Close to 7,000 other teachers voted to continue the strike despite a series of court rulings that robbed teachers of their strike pay and the threat—reiterated by BC Supreme Court Justice Brenda Brown on Friday—that strike leaders and even individual teachers could be found in criminal contempt of court if the strike continued.

BCTF President Jinny Sims conceded that the agreement falls far short of teachers’ demands. Teachers’ rights to strike and to bargain collectively over such issues as class sizes and class composition, rights the Liberals abolished under antiunion laws adopted in 2001 and 2002, have not been restored. The government has promised to amend the Schools Act to establish maximum class sizes for Grades 4 through 12, but these limits will be fixed at the government’s discretion, and in all likelihood, the BCTF will have no means of grieving or otherwise forcing school boards to adhere to them.

Teachers’ wages will be frozen for two years, from June 2004 to July 2006, just as the Liberals decreed under the legislation they rushed through the legislature earlier this month to impose a new contract on the teachers, Bill 12.

Under the mediator’s proposal some C$100 million—significantly less, as Premier Gordon Campbell was quick to point out, than the C$150 million the government saved by not having to pay teachers during the strike—will be re-allocated to address various teachers’ concerns. Forty million dollars will be allotted to harmonizing teachers’ salaries across the province, and the government will make a one-time payment of the same size to the teachers’ long-term disability fund. The government has also accepted the mediator’s recommendation that it give C$20 million more to school boards to reduce class sizes and provide support for students with special needs.

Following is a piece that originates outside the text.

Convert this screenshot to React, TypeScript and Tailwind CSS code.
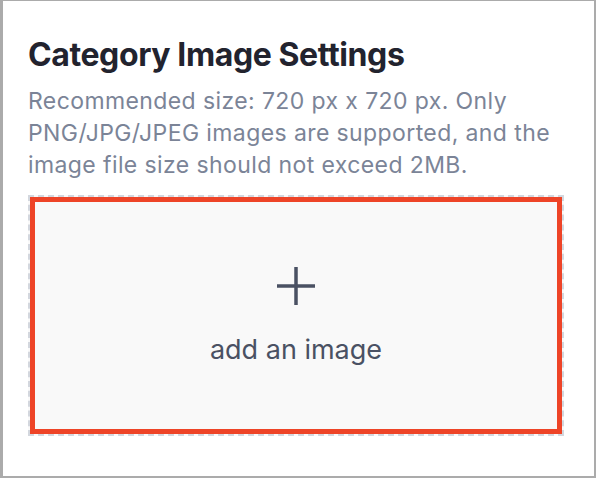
export default function App() {
  return (
    <div className="w-[596px] h-[478px] bg-white border-[#ababab] border-l-[3px] border-t border-r-2 border-b-2 pl-[25px] pr-[28px] pt-[34px] font-['Inter',sans-serif]">
      <h2 className="text-[32px] leading-[40px] font-bold text-[#22232e] tracking-[-0.4px]">
        Category Image Settings
      </h2>
      <p className="mt-[10px] text-[23px] leading-[32px] text-[#7b8497] tracking-[0.4px]">
        Recommended size: 720 px x 720 px. Only PNG/JPG/JPEG images are supported, and the image file size should not exceed 2MB.
      </p>

      {/* Dropzone */}
      <div className="relative mt-[14px] mr-[2px] h-[241px] border-2 border-dashed border-[#d3d7de] bg-[#f9f9f9]">
        <div className="flex h-full flex-col items-center justify-center gap-[29px] pt-[2px]">
          <svg width="38" height="38" viewBox="0 0 38 38" className="text-[#4a5163]">
            <path d="M19 0V38M0 19H38" stroke="currentColor" strokeWidth="3.5" fill="none" />
          </svg>
          <span className="text-[27px] leading-[32px] text-[#4a5163]">add an image</span>
        </div>

        {/* Highlight outline */}
        <div className="absolute inset-0 border-[5px] border-[#ee4427]" />
      </div>
    </div>
  );
}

Thus far, the government has not said whether it will adhere to a request from the BC School Trustees Association that local school boards be allowed to keep any monies saved during the strike over and above the money needed to fund the settlement with the teachers, an estimated C$45 million.

When mediator Vince Ready first released his report, the BCTF leadership demanded written guarantees from the government as to how it would address the class-size issue and the lack of support for students with special needs. But ultimately the BCTF executive caved in to pressure from the BC Federation of Labour (BCFL) and their allies in the social-democratic New Democratic Party and agreed to put the mediator’s proposals to a vote without any firm assurances from the government that the class-size and class-composition issues will be addressed.

The BCFL leadership, in particular, moved aggressively to end the strike, which had sparked sympathy walkouts across the province and demands that the BCFL organize a province-wide general strike. Over the heads of the BCTF leadership, BCFL President Jim Sinclair announced Thursday that teachers would be voting on the mediator’s recommendations, and then, to underline that the BCFL was determined to put an end to the strike, he announced that the federation was canceling any action in support of the teachers on Friday. The message was clear—if the teachers rejected the mediator’s report and continued to challenge the government, the BCFL would work alongside the courts to isolate and break the strike.

The agreement ending the strike not only does not call for the lifting of a C$500,000 fine imposed on the BCTF Friday, it leaves the union and teachers open to further reprisals. Speaking Friday, the government’s special prosecutor in the teachers’ strike, Len Doust, said he had yet to decide whether to ask the court to rule that the strike constituted criminal contempt, action that would make the union, strike leaders and even individual teachers liable to massive fines and jail terms.